- **PROMPT**
Transcribe all of the material below word for word and leave out its pictures.

- **DATA BLOCK**
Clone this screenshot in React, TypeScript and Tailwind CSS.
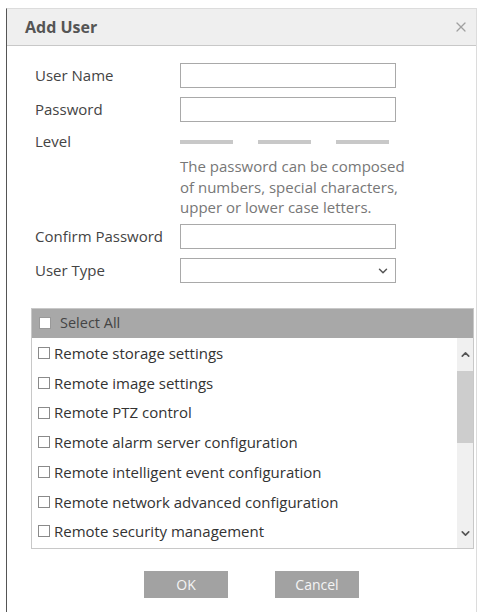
import { ChevronDown, ChevronUp, X } from 'lucide-react';

const permissions = [
  'Remote storage settings',
  'Remote image settings',
  'Remote PTZ control',
  'Remote alarm server configuration',
  'Remote intelligent event configuration',
  'Remote network advanced configuration',
  'Remote security management',
];

function Field({ label, select }: { label: string; select?: boolean }) {
  return (
    <div className="flex items-center h-[34px]">
      <span className="w-[145px] text-[15px] text-[#444]">{label}</span>
      <div className="relative w-[216px] h-[25px] border border-[#a9a9a9] bg-white">
        {select && (
          <ChevronDown className="absolute right-[5px] top-[5px] w-[14px] h-[14px] text-[#555]" strokeWidth={2.5} />
        )}
      </div>
    </div>
  );
}

export default function App() {
  return (
    <div className="w-[478px] h-[612px] bg-white pt-[8px] pl-[6px] overflow-hidden" style={{ fontFamily: '"Open Sans", "Noto Sans", sans-serif' }}>
      <div className="w-[471px] h-[620px] border-l border-l-[#555] border-t border-r border-[#dcdcdc] bg-white">
        {/* header */}
        <div className="h-[37px] bg-[#efefef] border-b border-[#c8c8c8] flex items-center justify-between pl-[18px] pr-[7px]">
          <span className="text-[16px] font-bold text-[#555]">Add User</span>
          <X className="w-[16px] h-[16px] text-[#a0a0a0]" strokeWidth={1.8} />
        </div>

        {/* form */}
        <div className="pl-[28px] pt-[12px]">
          <Field label="User Name" />
          <Field label="Password" />
          <div className="flex h-[30px] items-center">
            <span className="w-[145px] text-[15px] text-[#444]">Level</span>
            <div className="flex gap-[25px] pt-[2px]">
              <div className="w-[53px] h-[4px] bg-[#c8c8c8]" />
              <div className="w-[53px] h-[4px] bg-[#c8c8c8]" />
              <div className="w-[53px] h-[4px] bg-[#c8c8c8]" />
            </div>
          </div>
          <p className="ml-[145px] text-[15px] leading-[20.5px] text-[#777] w-[240px]">
            The password can be composed of numbers, special characters, upper or lower case letters.
          </p>
          <div className="mt-[2px]">
            <Field label="Confirm Password" />
            <Field label="User Type" select />
          </div>
        </div>

        {/* permissions */}
        <div className="ml-[24px] mt-[20px] w-[443px] border border-[#c8c8c8]">
          <div className="h-[29px] bg-[#a8a8a8] flex items-center pl-[7px] gap-[9px]">
            <span className="w-[12px] h-[12px] bg-white border border-[#999]" />
            <span className="text-[14.5px] text-[#444]">Select All</span>
          </div>
          <div className="flex h-[210px]">
            <div className="flex-1 pt-[1px]">
              {permissions.map((p) => (
                <div key={p} className="h-[29.7px] flex items-center pl-[6px] gap-[4px]">
                  <span className="w-[12px] h-[12px] border border-[#8a8a8a] bg-white" />
                  <span className="text-[15px] text-[#333]">{p}</span>
                </div>
              ))}
            </div>
            <div className="w-[16px] bg-[#f0f0f0] flex flex-col items-center">
              <ChevronUp className="w-[13px] h-[13px] mt-[10px] text-[#555]" strokeWidth={3} />
              <div className="w-[16px] h-[72px] mt-[10px] bg-[#cdcdcd]" />
              <div className="flex-1" />
              <ChevronDown className="w-[13px] h-[13px] mb-[8px] text-[#555]" strokeWidth={3} />
            </div>
          </div>
        </div>

        {/* buttons */}
        <div className="flex justify-center gap-[47px] mt-[22px] pl-[20px]">
          <button className="w-[84px] h-[27px] bg-[#a2a2a2] text-[14px] text-[#f4f4f4]">OK</button>
          <button className="w-[84px] h-[27px] bg-[#a2a2a2] text-[14px] text-[#f4f4f4]">Cancel</button>
        </div>
      </div>
    </div>
  );
}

- **THE SOLUTION**
Clone this screenshot in React, TypeScript and Tailwind CSS.
import { ChevronDown, ChevronUp, X } from 'lucide-react';

const permissions = [
  'Remote storage settings',
  'Remote image settings',
  'Remote PTZ control',
  'Remote alarm server configuration',
  'Remote intelligent event configuration',
  'Remote network advanced configuration',
  'Remote security management',
];

function Field({ label, select }: { label: string; select?: boolean }) {
  return (
    <div className="flex items-center h-[34px]">
      <span className="w-[145px] text-[15px] text-[#444]">{label}</span>
      <div className="relative w-[216px] h-[25px] border border-[#a9a9a9] bg-white">
        {select && (
          <ChevronDown className="absolute right-[5px] top-[5px] w-[14px] h-[14px] text-[#555]" strokeWidth={2.5} />
        )}
      </div>
    </div>
  );
}

export default function App() {
  return (
    <div className="w-[478px] h-[612px] bg-white pt-[8px] pl-[6px] overflow-hidden" style={{ fontFamily: '"Open Sans", "Noto Sans", sans-serif' }}>
      <div className="w-[471px] h-[620px] border-l border-l-[#555] border-t border-r border-[#dcdcdc] bg-white">
        {/* header */}
        <div className="h-[37px] bg-[#efefef] border-b border-[#c8c8c8] flex items-center justify-between pl-[18px] pr-[7px]">
          <span className="text-[16px] font-bold text-[#555]">Add User</span>
          <X className="w-[16px] h-[16px] text-[#a0a0a0]" strokeWidth={1.8} />
        </div>

        {/* form */}
        <div className="pl-[28px] pt-[12px]">
          <Field label="User Name" />
          <Field label="Password" />
          <div className="flex h-[30px] items-center">
            <span className="w-[145px] text-[15px] text-[#444]">Level</span>
            <div className="flex gap-[25px] pt-[2px]">
              <div className="w-[53px] h-[4px] bg-[#c8c8c8]" />
              <div className="w-[53px] h-[4px] bg-[#c8c8c8]" />
              <div className="w-[53px] h-[4px] bg-[#c8c8c8]" />
            </div>
          </div>
          <p className="ml-[145px] text-[15px] leading-[20.5px] text-[#777] w-[240px]">
            The password can be composed of numbers, special characters, upper or lower case letters.
          </p>
          <div className="mt-[2px]">
            <Field label="Confirm Password" />
            <Field label="User Type" select />
          </div>
        </div>

        {/* permissions */}
        <div className="ml-[24px] mt-[20px] w-[443px] border border-[#c8c8c8]">
          <div className="h-[29px] bg-[#a8a8a8] flex items-center pl-[7px] gap-[9px]">
            <span className="w-[12px] h-[12px] bg-white border border-[#999]" />
            <span className="text-[14.5px] text-[#444]">Select All</span>
          </div>
          <div className="flex h-[210px]">
            <div className="flex-1 pt-[1px]">
              {permissions.map((p) => (
                <div key={p} className="h-[29.7px] flex items-center pl-[6px] gap-[4px]">
                  <span className="w-[12px] h-[12px] border border-[#8a8a8a] bg-white" />
                  <span className="text-[15px] text-[#333]">{p}</span>
                </div>
              ))}
            </div>
            <div className="w-[16px] bg-[#f0f0f0] flex flex-col items-center">
              <ChevronUp className="w-[13px] h-[13px] mt-[10px] text-[#555]" strokeWidth={3} />
              <div className="w-[16px] h-[72px] mt-[10px] bg-[#cdcdcd]" />
              <div className="flex-1" />
              <ChevronDown className="w-[13px] h-[13px] mb-[8px] text-[#555]" strokeWidth={3} />
            </div>
          </div>
        </div>

        {/* buttons */}
        <div className="flex justify-center gap-[47px] mt-[22px] pl-[20px]">
          <button className="w-[84px] h-[27px] bg-[#a2a2a2] text-[14px] text-[#f4f4f4]">OK</button>
          <button className="w-[84px] h-[27px] bg-[#a2a2a2] text-[14px] text-[#f4f4f4]">Cancel</button>
        </div>
      </div>
    </div>
  );
}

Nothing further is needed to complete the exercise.